Write out the listing below exactly, and omit any images you find in it.

* Begin AVAILABLE RECORDS *

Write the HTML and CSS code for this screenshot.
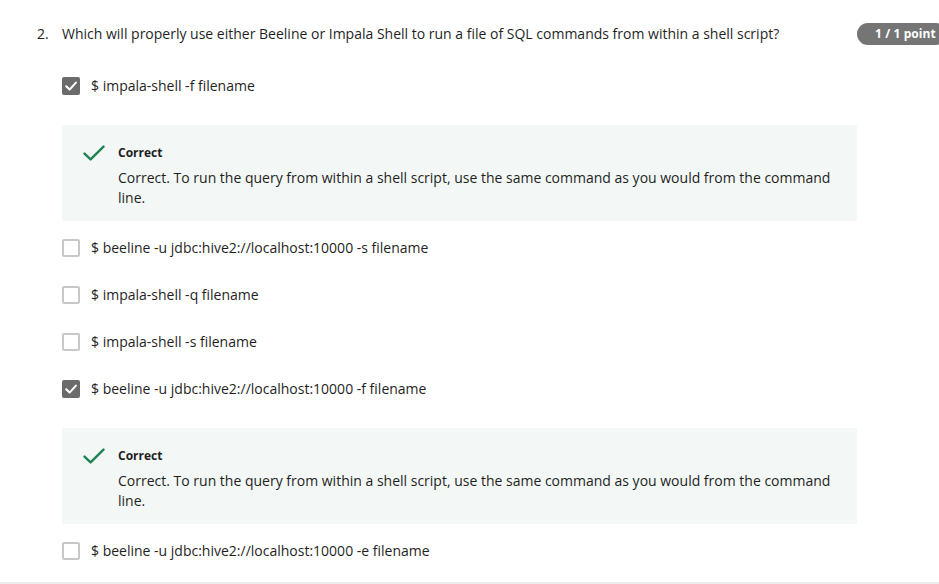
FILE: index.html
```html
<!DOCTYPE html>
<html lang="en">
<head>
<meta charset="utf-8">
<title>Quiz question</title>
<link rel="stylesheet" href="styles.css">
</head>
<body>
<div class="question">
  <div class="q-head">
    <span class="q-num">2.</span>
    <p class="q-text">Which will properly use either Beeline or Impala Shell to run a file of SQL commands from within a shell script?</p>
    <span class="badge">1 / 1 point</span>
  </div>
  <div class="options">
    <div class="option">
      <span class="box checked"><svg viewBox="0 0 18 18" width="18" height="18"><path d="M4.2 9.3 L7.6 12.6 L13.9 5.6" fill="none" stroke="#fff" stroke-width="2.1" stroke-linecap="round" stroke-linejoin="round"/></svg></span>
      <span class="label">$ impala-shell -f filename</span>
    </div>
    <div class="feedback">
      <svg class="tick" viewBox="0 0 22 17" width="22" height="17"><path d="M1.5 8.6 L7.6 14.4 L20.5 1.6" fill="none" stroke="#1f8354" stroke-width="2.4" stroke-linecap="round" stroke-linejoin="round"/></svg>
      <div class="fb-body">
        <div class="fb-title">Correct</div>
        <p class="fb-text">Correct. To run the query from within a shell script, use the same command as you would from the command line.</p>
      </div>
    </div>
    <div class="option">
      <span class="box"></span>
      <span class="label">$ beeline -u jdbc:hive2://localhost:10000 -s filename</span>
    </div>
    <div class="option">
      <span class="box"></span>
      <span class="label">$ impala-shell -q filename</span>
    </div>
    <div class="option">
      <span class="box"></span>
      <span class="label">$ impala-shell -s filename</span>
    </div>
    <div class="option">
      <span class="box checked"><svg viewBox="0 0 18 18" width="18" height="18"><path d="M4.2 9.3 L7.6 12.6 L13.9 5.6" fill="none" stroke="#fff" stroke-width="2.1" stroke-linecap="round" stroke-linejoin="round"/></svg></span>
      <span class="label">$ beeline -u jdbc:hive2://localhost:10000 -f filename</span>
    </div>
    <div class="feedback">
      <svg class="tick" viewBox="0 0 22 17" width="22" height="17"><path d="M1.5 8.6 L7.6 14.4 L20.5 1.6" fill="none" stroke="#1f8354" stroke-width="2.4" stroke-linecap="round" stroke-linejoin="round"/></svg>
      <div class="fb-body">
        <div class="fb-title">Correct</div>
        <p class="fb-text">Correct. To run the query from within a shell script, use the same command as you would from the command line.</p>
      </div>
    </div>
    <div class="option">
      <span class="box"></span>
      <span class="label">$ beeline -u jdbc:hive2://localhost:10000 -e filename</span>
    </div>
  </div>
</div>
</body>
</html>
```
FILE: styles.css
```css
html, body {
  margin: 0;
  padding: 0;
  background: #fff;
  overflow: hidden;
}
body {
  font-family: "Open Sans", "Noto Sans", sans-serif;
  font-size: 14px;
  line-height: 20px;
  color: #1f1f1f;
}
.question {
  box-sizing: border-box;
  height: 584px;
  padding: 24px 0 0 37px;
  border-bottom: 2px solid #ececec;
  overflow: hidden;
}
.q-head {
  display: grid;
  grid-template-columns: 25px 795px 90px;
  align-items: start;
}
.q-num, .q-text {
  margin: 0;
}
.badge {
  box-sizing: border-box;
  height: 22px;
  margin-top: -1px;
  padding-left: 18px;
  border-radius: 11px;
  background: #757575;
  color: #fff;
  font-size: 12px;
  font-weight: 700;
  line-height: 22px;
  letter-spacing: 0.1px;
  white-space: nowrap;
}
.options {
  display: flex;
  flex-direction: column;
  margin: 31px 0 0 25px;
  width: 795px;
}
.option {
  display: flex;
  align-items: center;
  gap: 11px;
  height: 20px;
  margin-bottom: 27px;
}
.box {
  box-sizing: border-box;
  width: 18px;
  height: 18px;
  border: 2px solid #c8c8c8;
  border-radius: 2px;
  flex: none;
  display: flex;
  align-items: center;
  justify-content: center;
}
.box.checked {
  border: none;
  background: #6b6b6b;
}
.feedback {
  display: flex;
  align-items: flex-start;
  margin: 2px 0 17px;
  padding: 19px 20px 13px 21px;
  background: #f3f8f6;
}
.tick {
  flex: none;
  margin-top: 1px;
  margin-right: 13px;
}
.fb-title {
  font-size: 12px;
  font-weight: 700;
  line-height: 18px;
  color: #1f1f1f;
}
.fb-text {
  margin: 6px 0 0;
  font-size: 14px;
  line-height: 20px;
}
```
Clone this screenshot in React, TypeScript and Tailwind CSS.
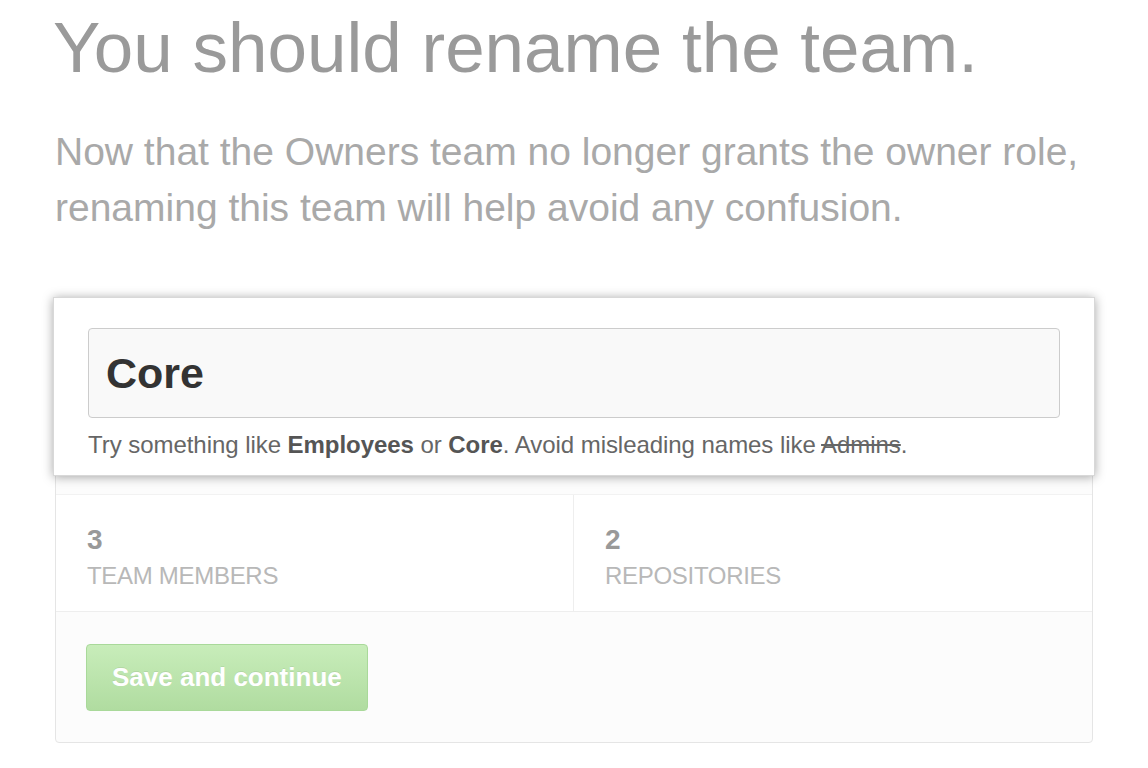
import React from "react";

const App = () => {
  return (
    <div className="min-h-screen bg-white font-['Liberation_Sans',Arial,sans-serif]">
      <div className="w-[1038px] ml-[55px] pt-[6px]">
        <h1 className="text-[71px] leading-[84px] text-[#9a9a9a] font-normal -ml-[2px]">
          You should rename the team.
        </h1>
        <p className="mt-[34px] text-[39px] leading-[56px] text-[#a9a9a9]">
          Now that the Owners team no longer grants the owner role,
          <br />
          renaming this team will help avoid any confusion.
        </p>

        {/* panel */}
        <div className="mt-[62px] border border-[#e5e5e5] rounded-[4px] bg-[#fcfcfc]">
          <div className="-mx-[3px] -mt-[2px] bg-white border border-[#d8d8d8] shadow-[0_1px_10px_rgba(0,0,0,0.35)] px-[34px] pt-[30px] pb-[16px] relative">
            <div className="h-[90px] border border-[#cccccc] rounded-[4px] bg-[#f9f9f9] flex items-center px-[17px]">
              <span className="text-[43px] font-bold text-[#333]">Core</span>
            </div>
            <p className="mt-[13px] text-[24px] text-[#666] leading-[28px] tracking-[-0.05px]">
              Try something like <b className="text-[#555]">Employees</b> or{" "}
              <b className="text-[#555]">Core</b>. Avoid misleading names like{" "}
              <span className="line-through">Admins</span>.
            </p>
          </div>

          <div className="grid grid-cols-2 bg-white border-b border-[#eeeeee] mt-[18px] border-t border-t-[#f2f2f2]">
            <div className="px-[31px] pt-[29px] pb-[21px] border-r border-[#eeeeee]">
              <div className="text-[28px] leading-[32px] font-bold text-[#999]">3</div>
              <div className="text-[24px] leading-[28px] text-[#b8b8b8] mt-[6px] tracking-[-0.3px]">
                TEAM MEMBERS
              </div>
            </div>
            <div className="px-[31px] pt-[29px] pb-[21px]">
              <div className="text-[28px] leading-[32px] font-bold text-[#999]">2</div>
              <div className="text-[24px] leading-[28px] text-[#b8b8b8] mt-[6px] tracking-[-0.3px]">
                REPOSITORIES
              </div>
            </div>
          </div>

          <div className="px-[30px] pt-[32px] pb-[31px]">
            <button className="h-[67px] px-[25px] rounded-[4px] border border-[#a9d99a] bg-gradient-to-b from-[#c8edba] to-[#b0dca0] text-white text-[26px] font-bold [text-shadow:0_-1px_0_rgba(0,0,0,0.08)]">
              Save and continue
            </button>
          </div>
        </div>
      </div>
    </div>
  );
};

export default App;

* End AVAILABLE RECORDS *

§ **PROBLEM SOLUTION**
Write the HTML and CSS code for this screenshot.
FILE: index.html
```html
<!DOCTYPE html>
<html lang="en">
<head>
<meta charset="utf-8">
<title>Quiz question</title>
<link rel="stylesheet" href="styles.css">
</head>
<body>
<div class="question">
  <div class="q-head">
    <span class="q-num">2.</span>
    <p class="q-text">Which will properly use either Beeline or Impala Shell to run a file of SQL commands from within a shell script?</p>
    <span class="badge">1 / 1 point</span>
  </div>
  <div class="options">
    <div class="option">
      <span class="box checked"><svg viewBox="0 0 18 18" width="18" height="18"><path d="M4.2 9.3 L7.6 12.6 L13.9 5.6" fill="none" stroke="#fff" stroke-width="2.1" stroke-linecap="round" stroke-linejoin="round"/></svg></span>
      <span class="label">$ impala-shell -f filename</span>
    </div>
    <div class="feedback">
      <svg class="tick" viewBox="0 0 22 17" width="22" height="17"><path d="M1.5 8.6 L7.6 14.4 L20.5 1.6" fill="none" stroke="#1f8354" stroke-width="2.4" stroke-linecap="round" stroke-linejoin="round"/></svg>
      <div class="fb-body">
        <div class="fb-title">Correct</div>
        <p class="fb-text">Correct. To run the query from within a shell script, use the same command as you would from the command line.</p>
      </div>
    </div>
    <div class="option">
      <span class="box"></span>
      <span class="label">$ beeline -u jdbc:hive2://localhost:10000 -s filename</span>
    </div>
    <div class="option">
      <span class="box"></span>
      <span class="label">$ impala-shell -q filename</span>
    </div>
    <div class="option">
      <span class="box"></span>
      <span class="label">$ impala-shell -s filename</span>
    </div>
    <div class="option">
      <span class="box checked"><svg viewBox="0 0 18 18" width="18" height="18"><path d="M4.2 9.3 L7.6 12.6 L13.9 5.6" fill="none" stroke="#fff" stroke-width="2.1" stroke-linecap="round" stroke-linejoin="round"/></svg></span>
      <span class="label">$ beeline -u jdbc:hive2://localhost:10000 -f filename</span>
    </div>
    <div class="feedback">
      <svg class="tick" viewBox="0 0 22 17" width="22" height="17"><path d="M1.5 8.6 L7.6 14.4 L20.5 1.6" fill="none" stroke="#1f8354" stroke-width="2.4" stroke-linecap="round" stroke-linejoin="round"/></svg>
      <div class="fb-body">
        <div class="fb-title">Correct</div>
        <p class="fb-text">Correct. To run the query from within a shell script, use the same command as you would from the command line.</p>
      </div>
    </div>
    <div class="option">
      <span class="box"></span>
      <span class="label">$ beeline -u jdbc:hive2://localhost:10000 -e filename</span>
    </div>
  </div>
</div>
</body>
</html>
```
FILE: styles.css
```css
html, body {
  margin: 0;
  padding: 0;
  background: #fff;
  overflow: hidden;
}
body {
  font-family: "Open Sans", "Noto Sans", sans-serif;
  font-size: 14px;
  line-height: 20px;
  color: #1f1f1f;
}
.question {
  box-sizing: border-box;
  height: 584px;
  padding: 24px 0 0 37px;
  border-bottom: 2px solid #ececec;
  overflow: hidden;
}
.q-head {
  display: grid;
  grid-template-columns: 25px 795px 90px;
  align-items: start;
}
.q-num, .q-text {
  margin: 0;
}
.badge {
  box-sizing: border-box;
  height: 22px;
  margin-top: -1px;
  padding-left: 18px;
  border-radius: 11px;
  background: #757575;
  color: #fff;
  font-size: 12px;
  font-weight: 700;
  line-height: 22px;
  letter-spacing: 0.1px;
  white-space: nowrap;
}
.options {
  display: flex;
  flex-direction: column;
  margin: 31px 0 0 25px;
  width: 795px;
}
.option {
  display: flex;
  align-items: center;
  gap: 11px;
  height: 20px;
  margin-bottom: 27px;
}
.box {
  box-sizing: border-box;
  width: 18px;
  height: 18px;
  border: 2px solid #c8c8c8;
  border-radius: 2px;
  flex: none;
  display: flex;
  align-items: center;
  justify-content: center;
}
.box.checked {
  border: none;
  background: #6b6b6b;
}
.feedback {
  display: flex;
  align-items: flex-start;
  margin: 2px 0 17px;
  padding: 19px 20px 13px 21px;
  background: #f3f8f6;
}
.tick {
  flex: none;
  margin-top: 1px;
  margin-right: 13px;
}
.fb-title {
  font-size: 12px;
  font-weight: 700;
  line-height: 18px;
  color: #1f1f1f;
}
.fb-text {
  margin: 6px 0 0;
  font-size: 14px;
  line-height: 20px;
}
```
Clone this screenshot in React, TypeScript and Tailwind CSS.
import React from "react";

const App = () => {
  return (
    <div className="min-h-screen bg-white font-['Liberation_Sans',Arial,sans-serif]">
      <div className="w-[1038px] ml-[55px] pt-[6px]">
        <h1 className="text-[71px] leading-[84px] text-[#9a9a9a] font-normal -ml-[2px]">
          You should rename the team.
        </h1>
        <p className="mt-[34px] text-[39px] leading-[56px] text-[#a9a9a9]">
          Now that the Owners team no longer grants the owner role,
          <br />
          renaming this team will help avoid any confusion.
        </p>

        {/* panel */}
        <div className="mt-[62px] border border-[#e5e5e5] rounded-[4px] bg-[#fcfcfc]">
          <div className="-mx-[3px] -mt-[2px] bg-white border border-[#d8d8d8] shadow-[0_1px_10px_rgba(0,0,0,0.35)] px-[34px] pt-[30px] pb-[16px] relative">
            <div className="h-[90px] border border-[#cccccc] rounded-[4px] bg-[#f9f9f9] flex items-center px-[17px]">
              <span className="text-[43px] font-bold text-[#333]">Core</span>
            </div>
            <p className="mt-[13px] text-[24px] text-[#666] leading-[28px] tracking-[-0.05px]">
              Try something like <b className="text-[#555]">Employees</b> or{" "}
              <b className="text-[#555]">Core</b>. Avoid misleading names like{" "}
              <span className="line-through">Admins</span>.
            </p>
          </div>

          <div className="grid grid-cols-2 bg-white border-b border-[#eeeeee] mt-[18px] border-t border-t-[#f2f2f2]">
            <div className="px-[31px] pt-[29px] pb-[21px] border-r border-[#eeeeee]">
              <div className="text-[28px] leading-[32px] font-bold text-[#999]">3</div>
              <div className="text-[24px] leading-[28px] text-[#b8b8b8] mt-[6px] tracking-[-0.3px]">
                TEAM MEMBERS
              </div>
            </div>
            <div className="px-[31px] pt-[29px] pb-[21px]">
              <div className="text-[28px] leading-[32px] font-bold text-[#999]">2</div>
              <div className="text-[24px] leading-[28px] text-[#b8b8b8] mt-[6px] tracking-[-0.3px]">
                REPOSITORIES
              </div>
            </div>
          </div>

          <div className="px-[30px] pt-[32px] pb-[31px]">
            <button className="h-[67px] px-[25px] rounded-[4px] border border-[#a9d99a] bg-gradient-to-b from-[#c8edba] to-[#b0dca0] text-white text-[26px] font-bold [text-shadow:0_-1px_0_rgba(0,0,0,0.08)]">
              Save and continue
            </button>
          </div>
        </div>
      </div>
    </div>
  );
};

export default App;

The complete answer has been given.